Committed to PEOPLE'S RIGHT TO KNOW
Vol. 5 Num 1136 Thu. August 09, 2007  
   
International


Iraq security talks open in Syria


Representatives of Iraq's neighbours and the global community, including the United States and its arch-foe Iran, opened talks in Damascus yesterday aimed at restoring security in the violence-plagued nation.

The meeting began just as Iraqi Prime Minister Nuri al-Maliki arrived in Iran on a visit aimed at winning Tehran's full support for restoring security to his country and continuing talks with the United States.

"Our aim is to help the Iraqi people overcome this crisis and to preserve their territory," said Syrian Interior Minister Bassam Abdel-Majid, whose country is accused by the United States of fomenting unrest in Iraq.

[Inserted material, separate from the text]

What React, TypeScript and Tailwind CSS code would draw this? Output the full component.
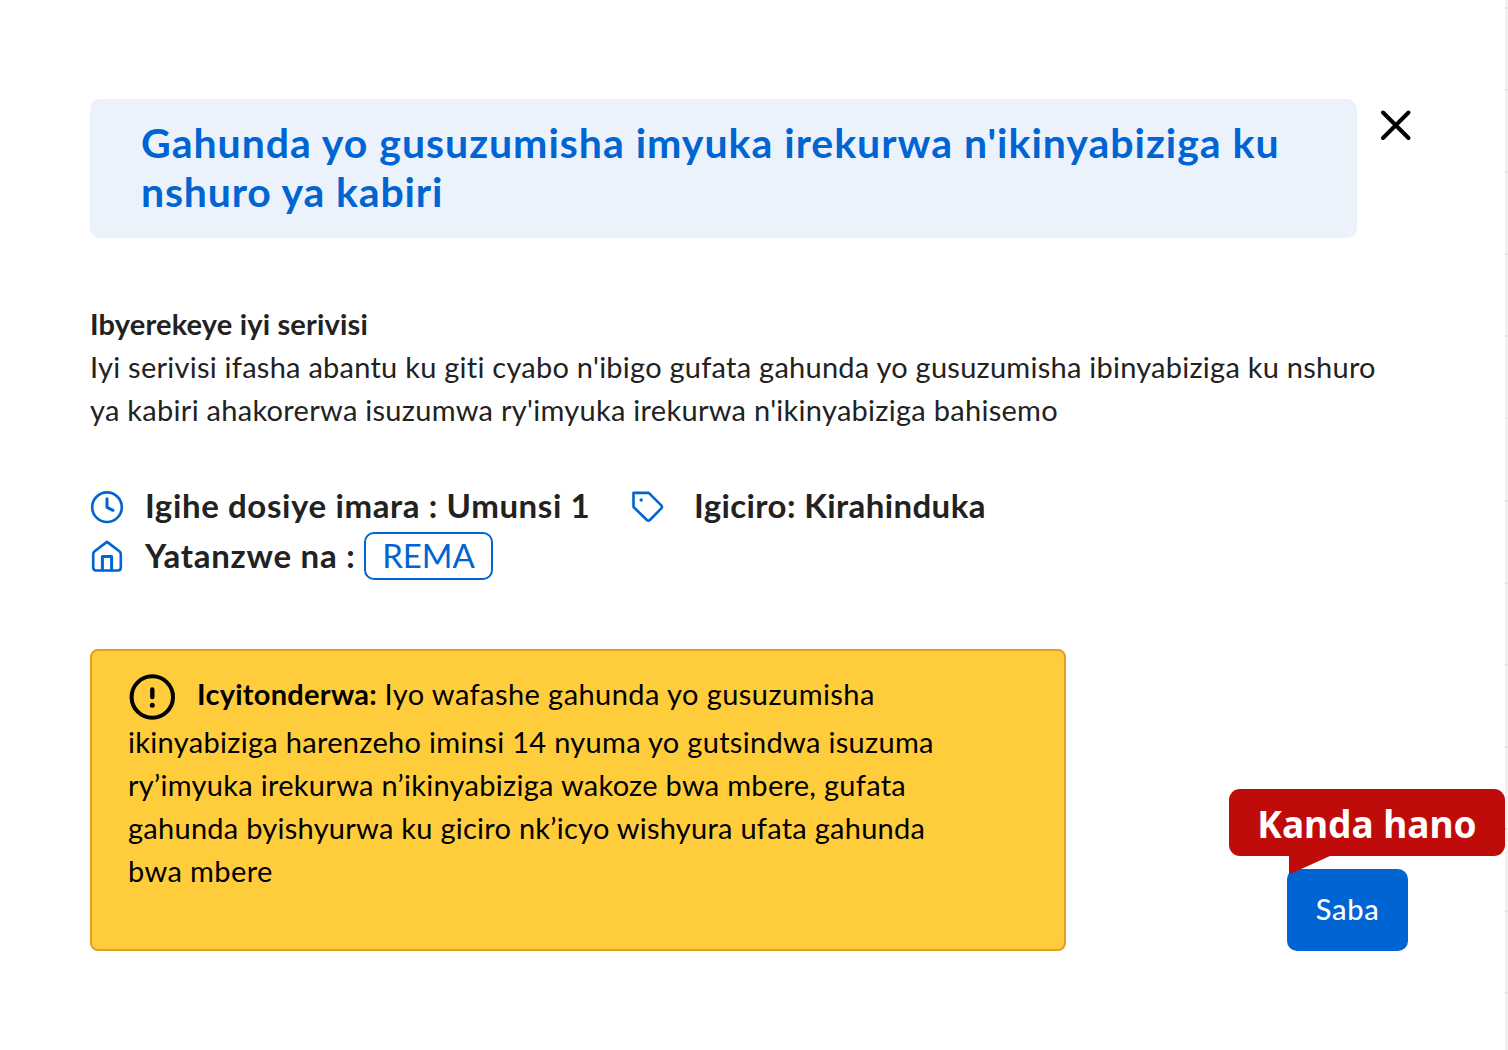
import type { ReactNode } from 'react'

interface FactProps {
  icon: ReactNode
  children: ReactNode
}

function Fact({ icon, children }: FactProps) {
  return (
    <div className="flex h-[49px] items-center">
      {icon}
      <div className="ml-[21px] flex items-center text-[33px] leading-none font-bold text-[#222]">{children}</div>
    </div>
  )
}

function ClockIcon() {
  return (
    <svg width="34" height="34" viewBox="0 0 34 34" fill="none" stroke="#0064d2" strokeWidth="2.6" strokeLinecap="round" strokeLinejoin="round">
      <circle cx="17" cy="17.2" r="14.8" />
      <path d="M17 8.7v8.6l6 3" strokeWidth="3" />
    </svg>
  )
}

function TagIcon() {
  return (
    <svg width="34" height="34" viewBox="0 0 34 34" fill="none" stroke="#0064d2" strokeWidth="2.6" strokeLinejoin="round">
      <path d="M2.5 2.9h15.2l12.6 12.5q1.3 1.5 0 3L18.9 30q-1.5 1.3-3 0L2.500 17Z" />
      <circle cx="10.2" cy="10" r="1.7" fill="#0064d2" stroke="none" />
    </svg>
  )
}

function HomeIcon() {
  return (
    <svg width="34" height="34" viewBox="0 0 34 34" fill="none" stroke="#0064d2" strokeWidth="2.6" strokeLinecap="round" strokeLinejoin="round">
      <path d="M3.2 15.2q0-1.7 1.4-2.9L17 2.9l12.4 9.4q1.4 1.2 1.4 2.9v13.3q0 3-3 3H6.200q-3 0-3-3Z" />
      <path d="M12.4 31V17.600h9.200V31" strokeWidth="3" />
    </svg>
  )
}

function AlertIcon() {
  return (
    <svg className="mt-px" width="48" height="48" viewBox="0 0 48 48" fill="none" stroke="#000" strokeLinecap="round">
      <circle cx="24.3" cy="24" r="20.7" strokeWidth="4" />
      <path d="M24.3 16.500v7.600" strokeWidth="4.400" />
      <circle cx="24.3" cy="32.3" r="2.500" fill="#000" stroke="none" />
    </svg>
  )
}

function Callout() {
  return (
    <div className="absolute -top-[80px] -left-[58px] h-[85px] w-[276px]">
      <div className="flex h-[67px] items-center justify-center rounded-[11px] bg-[#bf0c0b] pt-[2px] font-['Noto_Sans','Open_Sans',sans-serif] text-[37px] leading-none font-bold whitespace-nowrap text-white">
        Kanda hano
      </div>
      <svg className="ml-[60px] block" width="44" height="19" viewBox="0 0 44 19">
        <path d="M0 0h41L0 18.500Z" fill="#bf0c0b" />
      </svg>
    </div>
  )
}

export default function App() {
  return (
    <div className="flex h-[1050px] w-[1508px] overflow-hidden bg-white font-['Lato',sans-serif] whitespace-nowrap">
      <main className="flex flex-1 flex-col pt-[99px] pl-[90px]">
        <header className="flex items-start">
          <h1 className="h-[139px] w-[1266.5px] rounded-[10px] bg-[#ebf2fc] pt-[19px] pl-[51px] text-[41px] leading-[49px] font-bold text-[#0064d2]">
            <span className="block tracking-[0.99px]">Gahunda yo gusuzumisha imyuka irekurwa n'ikinyabiziga ku</span>
            <span className="block tracking-[0.85px]">nshuro ya kabiri</span>
          </h1>
          <button aria-label="Funga" className="mt-[10px] ml-[23px]">
            <svg width="32" height="32" viewBox="0 0 32 32" stroke="#000" strokeWidth="4" strokeLinecap="round">
              <path d="M3 3.5l25.5 25.5M28.5 3.5 3 29" />
            </svg>
          </button>
        </header>

        <section className="mt-[64px] text-[29px] leading-[43.2px] text-[#222]">
          <h2 className="font-bold tracking-[0.17px]">Ibyerekeye iyi serivisi</h2>
          <p>
            <span className="block tracking-[0.25px]">Iyi serivisi ifasha abantu ku giti cyabo n'ibigo gufata gahunda yo gusuzumisha ibinyabiziga ku nshuro</span>
            <span className="block tracking-[0.28px]">ya kabiri ahakorerwa isuzumwa ry'imyuka irekurwa n'ikinyabiziga bahisemo</span>
          </p>
        </section>

        <section className="mt-[50.4px]">
          <div className="flex">
            <div className="w-[541px]">
              <Fact icon={<ClockIcon />}>
                <span className="pb-[2px] tracking-[0.62px]">Igihe dosiye imara : Umunsi 1</span>
              </Fact>
            </div>
            <Fact icon={<TagIcon />}>
              <span className="ml-[8px] pb-[2px] tracking-[0.4px]">Igiciro: Kirahinduka</span>
            </Fact>
          </div>
          <Fact icon={<HomeIcon />}>
            <span className="w-[219px] pb-px tracking-[0.75px]">Yatanzwe na :</span>
            <span className="flex h-[48px] w-[129px] items-center justify-center rounded-[10px] border-2 border-[#0064d2] font-normal text-[#0064d2]">REMA</span>
          </Fact>
        </section>

        <div className="mt-[69px] flex items-end">
          <aside className="h-[302px] w-[976px] rounded-[8px] border-2 border-[#e59c24] bg-[#ffcd3b] pt-[21px] pl-[36px] text-[29px] leading-[43px] text-black">
            <div className="flex h-[48px]">
              <AlertIcon />
              <p className="ml-[21px]">
                <b className="tracking-[0.27px]">Icyitonderwa:</b> <span className="tracking-[0.44px]">Iyo wafashe gahunda yo gusuzumisha</span>
              </p>
            </div>
            <p>
              <span className="block tracking-[0.31px]">ikinyabiziga harenzeho iminsi 14 nyuma yo gutsindwa isuzuma</span>
              <span className="block tracking-[0.29px]">ry’imyuka irekurwa n’ikinyabiziga wakoze bwa mbere, gufata</span>
              <span className="block tracking-[0.26px]">gahunda byishyurwa ku giciro nk’icyo wishyura ufata gahunda</span>
              <span className="block tracking-[0.4px]">bwa mbere</span>
            </p>
          </aside>
          <div className="relative ml-[221px]">
            <button className="block h-[82px] w-[121px] rounded-[10px] bg-[#0064d2] pb-[3px] text-[29px] font-medium tracking-[0.7px] text-white">Saba</button>
            <Callout />
          </div>
        </div>
      </main>
      {/* page edge behind the dialog, with its table row lines */}
      <div className="w-[3px] bg-[#f1f1f1] bg-[repeating-linear-gradient(to_bottom,transparent_0_7px,#e4e4e4_7px_9px,transparent_9px_82.1px)]" />
    </div>
  )
}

"We feel great suffering in the face of terrorist acts, murders and destruction that are perpetrated in Iraq," the minister said, adding that his country had taken steps to ensure security in there.

"We have reinforced border controls with the aim of halting the illegal passage of people and of prohibited goods," he said, while complaining that promises by unnamed donors to provide nightime surveillance equipment had gone unfulfilled.

Even so, he said a "large number of foreigners and Syrians who tried to cross the border have been stopped."

In the end, though, he said "all of these measures will be insufficient if they are taken only on side of the border. Border control is the common responsibility of (both) the neighbouring states."